--- start GIVEN DATA ---

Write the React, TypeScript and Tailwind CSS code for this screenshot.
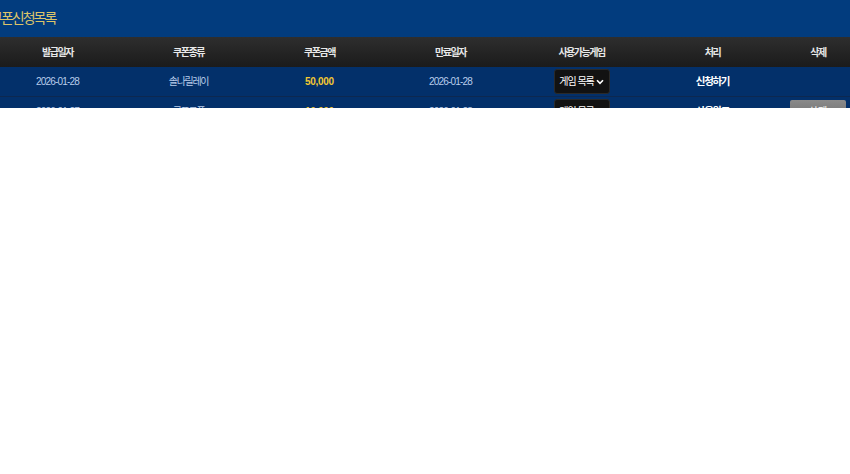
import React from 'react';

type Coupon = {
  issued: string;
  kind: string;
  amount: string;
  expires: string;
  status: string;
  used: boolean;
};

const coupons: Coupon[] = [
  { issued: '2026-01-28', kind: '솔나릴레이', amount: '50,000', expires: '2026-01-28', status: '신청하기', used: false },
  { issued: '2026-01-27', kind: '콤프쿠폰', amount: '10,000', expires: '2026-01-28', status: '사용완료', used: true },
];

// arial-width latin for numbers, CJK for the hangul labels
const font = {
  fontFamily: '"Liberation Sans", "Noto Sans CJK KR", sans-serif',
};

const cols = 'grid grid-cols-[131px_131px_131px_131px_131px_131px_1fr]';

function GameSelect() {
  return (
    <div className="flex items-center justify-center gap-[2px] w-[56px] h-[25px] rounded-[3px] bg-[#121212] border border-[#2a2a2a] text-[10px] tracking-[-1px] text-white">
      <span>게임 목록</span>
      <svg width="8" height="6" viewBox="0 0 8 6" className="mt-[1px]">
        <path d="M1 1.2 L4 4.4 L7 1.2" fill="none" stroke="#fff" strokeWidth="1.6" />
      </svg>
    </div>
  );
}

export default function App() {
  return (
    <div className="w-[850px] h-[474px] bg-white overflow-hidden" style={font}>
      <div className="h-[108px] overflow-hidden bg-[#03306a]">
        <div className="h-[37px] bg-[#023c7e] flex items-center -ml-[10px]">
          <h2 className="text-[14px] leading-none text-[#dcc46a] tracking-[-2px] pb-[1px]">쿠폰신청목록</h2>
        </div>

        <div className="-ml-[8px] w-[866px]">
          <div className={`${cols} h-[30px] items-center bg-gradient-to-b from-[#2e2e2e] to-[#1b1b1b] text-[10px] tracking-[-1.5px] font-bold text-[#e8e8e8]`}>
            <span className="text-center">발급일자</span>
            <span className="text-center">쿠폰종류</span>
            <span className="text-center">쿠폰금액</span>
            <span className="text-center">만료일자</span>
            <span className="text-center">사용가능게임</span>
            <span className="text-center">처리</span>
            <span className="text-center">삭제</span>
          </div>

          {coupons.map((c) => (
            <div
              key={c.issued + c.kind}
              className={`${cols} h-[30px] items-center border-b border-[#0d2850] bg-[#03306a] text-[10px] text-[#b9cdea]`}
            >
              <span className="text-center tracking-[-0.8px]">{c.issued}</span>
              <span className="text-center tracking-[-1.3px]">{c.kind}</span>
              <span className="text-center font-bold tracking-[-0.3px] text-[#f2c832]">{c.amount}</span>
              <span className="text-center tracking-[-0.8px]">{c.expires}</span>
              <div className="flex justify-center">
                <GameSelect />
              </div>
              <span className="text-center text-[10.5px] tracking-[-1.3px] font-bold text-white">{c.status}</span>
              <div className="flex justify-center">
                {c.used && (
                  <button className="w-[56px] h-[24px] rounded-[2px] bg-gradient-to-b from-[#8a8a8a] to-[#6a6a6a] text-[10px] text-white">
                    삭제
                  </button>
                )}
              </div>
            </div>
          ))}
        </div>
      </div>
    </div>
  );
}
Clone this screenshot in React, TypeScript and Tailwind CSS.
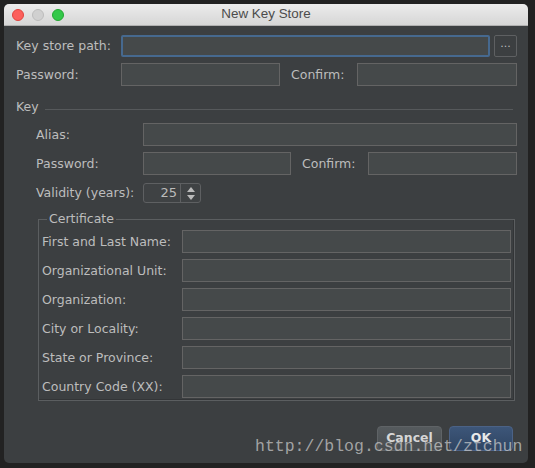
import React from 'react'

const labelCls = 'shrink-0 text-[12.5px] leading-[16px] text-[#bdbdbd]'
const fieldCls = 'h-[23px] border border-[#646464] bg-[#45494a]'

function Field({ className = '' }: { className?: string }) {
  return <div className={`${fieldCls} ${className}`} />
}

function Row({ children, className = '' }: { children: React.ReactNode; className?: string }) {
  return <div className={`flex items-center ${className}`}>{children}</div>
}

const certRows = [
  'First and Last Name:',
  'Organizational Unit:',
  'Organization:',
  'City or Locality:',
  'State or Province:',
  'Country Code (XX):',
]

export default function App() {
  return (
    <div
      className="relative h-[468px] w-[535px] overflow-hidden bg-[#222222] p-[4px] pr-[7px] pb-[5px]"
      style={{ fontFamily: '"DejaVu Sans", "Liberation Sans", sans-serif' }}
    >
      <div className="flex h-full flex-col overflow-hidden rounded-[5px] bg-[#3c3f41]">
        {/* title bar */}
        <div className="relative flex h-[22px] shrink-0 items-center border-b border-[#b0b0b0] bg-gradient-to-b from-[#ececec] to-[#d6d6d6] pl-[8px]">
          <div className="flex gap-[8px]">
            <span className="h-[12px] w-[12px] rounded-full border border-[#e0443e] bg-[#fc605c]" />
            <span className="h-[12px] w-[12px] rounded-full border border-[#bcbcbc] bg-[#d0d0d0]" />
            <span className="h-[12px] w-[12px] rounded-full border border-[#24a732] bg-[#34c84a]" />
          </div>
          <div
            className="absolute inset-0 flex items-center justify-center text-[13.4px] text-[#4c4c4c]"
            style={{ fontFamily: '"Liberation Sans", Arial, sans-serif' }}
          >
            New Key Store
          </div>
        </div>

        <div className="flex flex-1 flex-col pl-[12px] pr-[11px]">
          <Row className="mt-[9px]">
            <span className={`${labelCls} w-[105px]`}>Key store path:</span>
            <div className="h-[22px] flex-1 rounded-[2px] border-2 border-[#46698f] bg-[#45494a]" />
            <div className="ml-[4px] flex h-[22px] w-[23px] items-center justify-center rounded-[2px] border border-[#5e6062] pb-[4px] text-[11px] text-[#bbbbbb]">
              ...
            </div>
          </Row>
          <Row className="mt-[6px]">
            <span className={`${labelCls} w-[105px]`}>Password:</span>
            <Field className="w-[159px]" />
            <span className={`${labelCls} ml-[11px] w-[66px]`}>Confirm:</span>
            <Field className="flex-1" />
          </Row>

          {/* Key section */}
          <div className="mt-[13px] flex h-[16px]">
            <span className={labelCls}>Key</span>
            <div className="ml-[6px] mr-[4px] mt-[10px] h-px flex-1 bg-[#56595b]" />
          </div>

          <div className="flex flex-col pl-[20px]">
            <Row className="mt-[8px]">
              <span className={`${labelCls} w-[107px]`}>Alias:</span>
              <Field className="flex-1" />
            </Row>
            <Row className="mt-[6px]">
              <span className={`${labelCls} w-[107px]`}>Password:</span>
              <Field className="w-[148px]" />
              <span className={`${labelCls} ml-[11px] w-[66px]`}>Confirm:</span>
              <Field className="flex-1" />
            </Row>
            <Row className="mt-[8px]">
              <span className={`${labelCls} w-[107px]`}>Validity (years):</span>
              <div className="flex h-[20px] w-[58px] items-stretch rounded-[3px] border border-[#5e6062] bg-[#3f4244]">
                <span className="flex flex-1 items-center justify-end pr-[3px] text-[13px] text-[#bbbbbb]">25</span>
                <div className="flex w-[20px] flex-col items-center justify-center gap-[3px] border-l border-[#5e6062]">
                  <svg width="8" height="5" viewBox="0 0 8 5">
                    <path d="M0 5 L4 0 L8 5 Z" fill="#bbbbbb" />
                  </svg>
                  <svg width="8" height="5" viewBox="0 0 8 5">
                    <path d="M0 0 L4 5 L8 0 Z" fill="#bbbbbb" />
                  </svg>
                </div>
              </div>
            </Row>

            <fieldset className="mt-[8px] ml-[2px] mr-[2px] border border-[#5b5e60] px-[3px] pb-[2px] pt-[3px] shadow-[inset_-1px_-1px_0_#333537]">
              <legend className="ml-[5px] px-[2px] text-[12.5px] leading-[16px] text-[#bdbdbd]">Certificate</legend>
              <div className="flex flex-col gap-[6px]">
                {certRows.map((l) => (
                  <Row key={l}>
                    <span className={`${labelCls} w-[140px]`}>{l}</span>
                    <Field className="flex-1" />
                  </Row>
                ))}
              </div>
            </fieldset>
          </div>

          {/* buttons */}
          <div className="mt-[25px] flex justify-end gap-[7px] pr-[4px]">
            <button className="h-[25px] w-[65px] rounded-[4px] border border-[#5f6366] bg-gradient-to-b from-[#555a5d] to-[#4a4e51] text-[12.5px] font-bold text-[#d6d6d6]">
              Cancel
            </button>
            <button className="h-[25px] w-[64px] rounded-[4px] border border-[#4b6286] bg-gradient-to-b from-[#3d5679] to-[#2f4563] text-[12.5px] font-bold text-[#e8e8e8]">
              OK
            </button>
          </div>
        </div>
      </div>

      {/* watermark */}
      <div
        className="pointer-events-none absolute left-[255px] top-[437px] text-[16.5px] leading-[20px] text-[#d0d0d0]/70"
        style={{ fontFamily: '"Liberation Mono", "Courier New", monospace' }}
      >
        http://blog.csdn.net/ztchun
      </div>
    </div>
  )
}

--- end GIVEN DATA ---

All lines in the data that contain the word "Tailwind" should be copied.

Write the React, TypeScript and Tailwind CSS code for this screenshot.
Clone this screenshot in React, TypeScript and Tailwind CSS.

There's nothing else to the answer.